An award winning media company committed to sharing the perspectives of people of colour from marginalised genders

Review: I Don’t Protest I Just Dance in my Shadow

10 Jun 2017

I Don’t Protest I Just Dance in my Shadow is a brazen tribute to those who’ve ever fought to make their mark on an unyielding world. BAFTA New Talent nominee and Scottish BAFTA winner Jessica Ashman zeroes in on the experience of the black female artist as she navigates the world of animation and visual art. After interviewing a mix of black female artists, she’s meticulously built an art installation to do their emotions justice. The result is a breathable space wherein frustration, insecurity, relief and affirmation can bounce freely off the whitewashed walls.

The multifaceted nature of these women’s experiences manifests itself in varying forms. As one artist states, these are “diasporic stories too complicated to fit within a single medium”. Suitably, Ashman uses art forms both audio and visual to showcase them. She invites us to observe them in her experimental short film I Don’t Protest I Just Dance in my Shadow. Here, highlighted excerpts of the interview transcripts, the artists’ faces and Ashman’s own stylized 2D animation and stop frame technique is exhibited.

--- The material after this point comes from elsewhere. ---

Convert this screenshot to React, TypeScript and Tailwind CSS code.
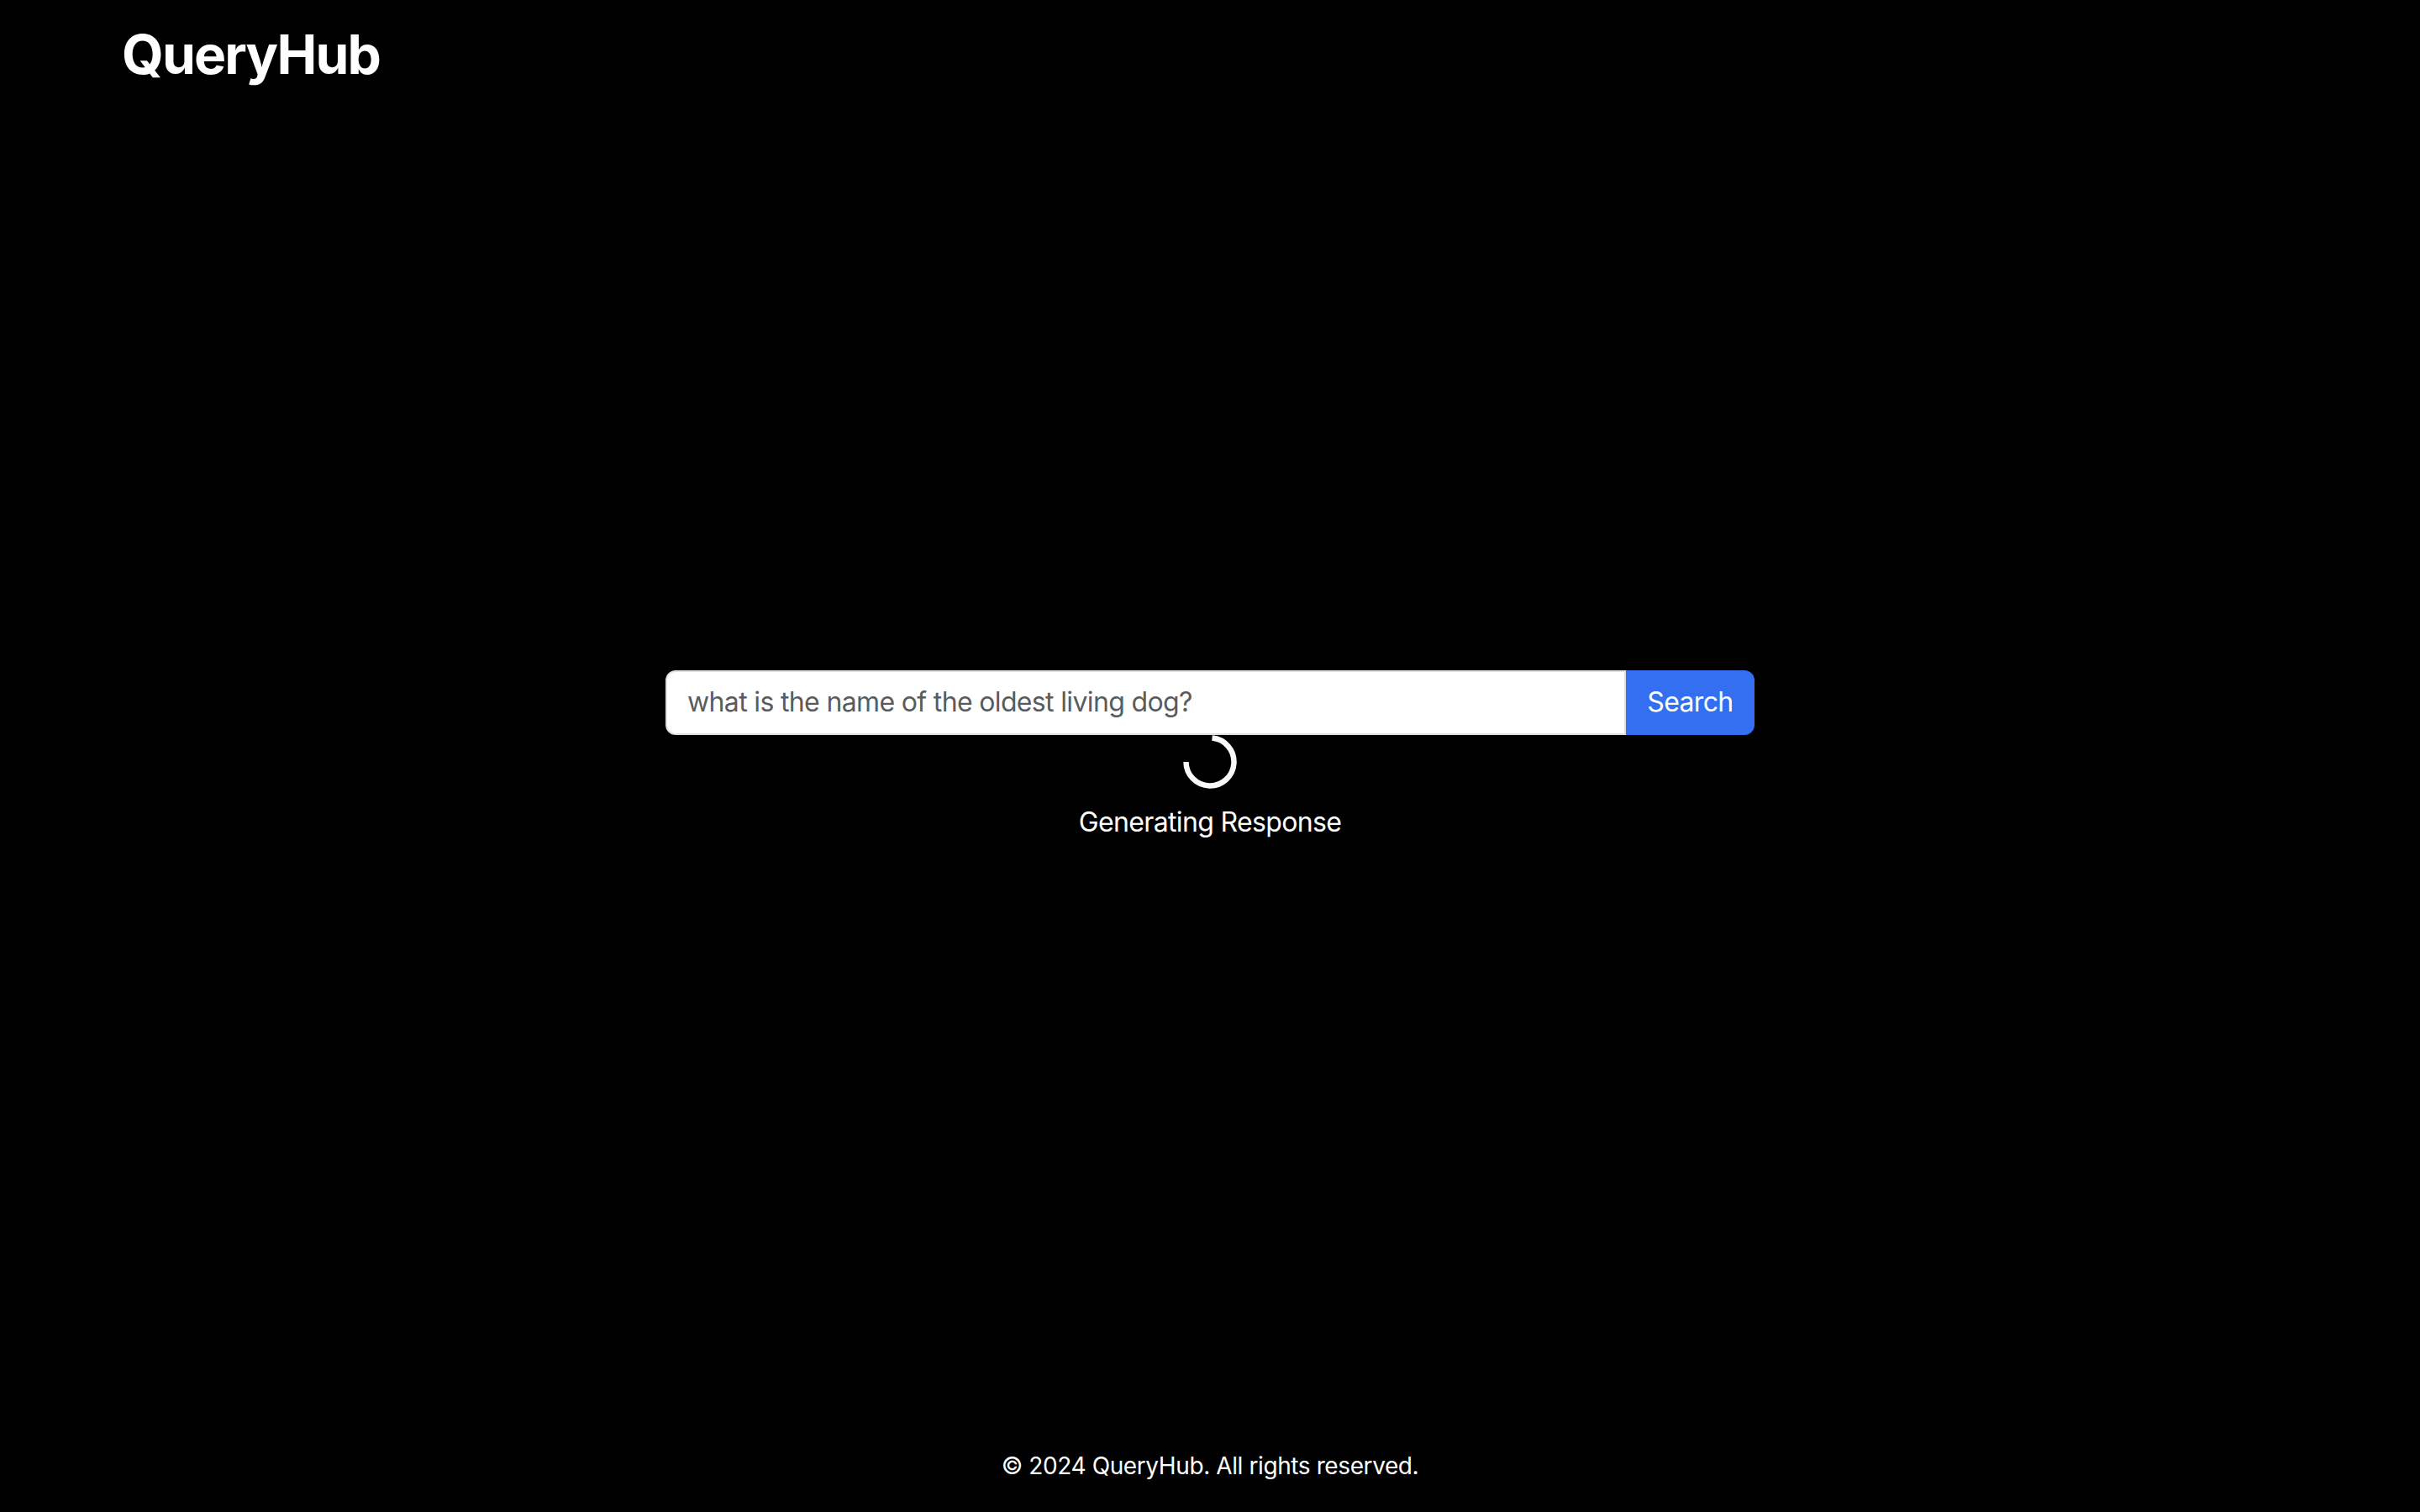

Likewise, fragmented excerpts of the transcripts hang delicately from the ceiling. These are bold and explicit references to the racialisation and gender based discrimination each artist has experienced. Meanwhile, their words vibrate across the room, each screen playing the loop at a different point. It’s disorientating; unmelodious voices crowd the brain as it struggles to focus on script. The effect is intentional. Ashman wanted the audience to perceive the confusion she felt whilst processing the thoughts of these women. In fact, the beauty lies in the dissonance. “It’s okay as a creative black woman to feel and stumble your way through the creative process”, Ashman assures us, “it’s okay to not subscribe to a certain style or stereotype”.

Is this how black art looks when liberated from limitation? “Often black women artists can only talk about their race along certain lines and viewpoints. They have to be incredibly outspoken about race or ignore it completely”, Ashman states. Yet I Don’t Protest I Just Dance in my Shadow deftly touches upon the complexities of identity, race and gender, nuances and all. It is neither garish nor tame. Ashman has deftly weaved together the experiences of these unique women with a finesse achievable only with authenticity. Finally, a black woman at the helm of her own narrative.

Our invitation to momentarily don a black female lens is precisely that. The installation is wholly immersive and unapologetically so. Its powered by the incandescence of the artists’ stories, their determination to pave their own way. But what of current efforts to make the animation/ visual art world more inclusive? “Apart from the occasional scheme or initiative to get more black female artists or women of colour into white art spaces, the leaps and bounds I see are with the women who just do it themselves, those who form their own collective and don’t ask for permission to say what they want” Ashman declares, “Then funnily enough, these big institutions come running to join in”.

I Don’t Protest I Just Dance in my Shadow is running at the Four Corners gallery until Saturday the 10th of June.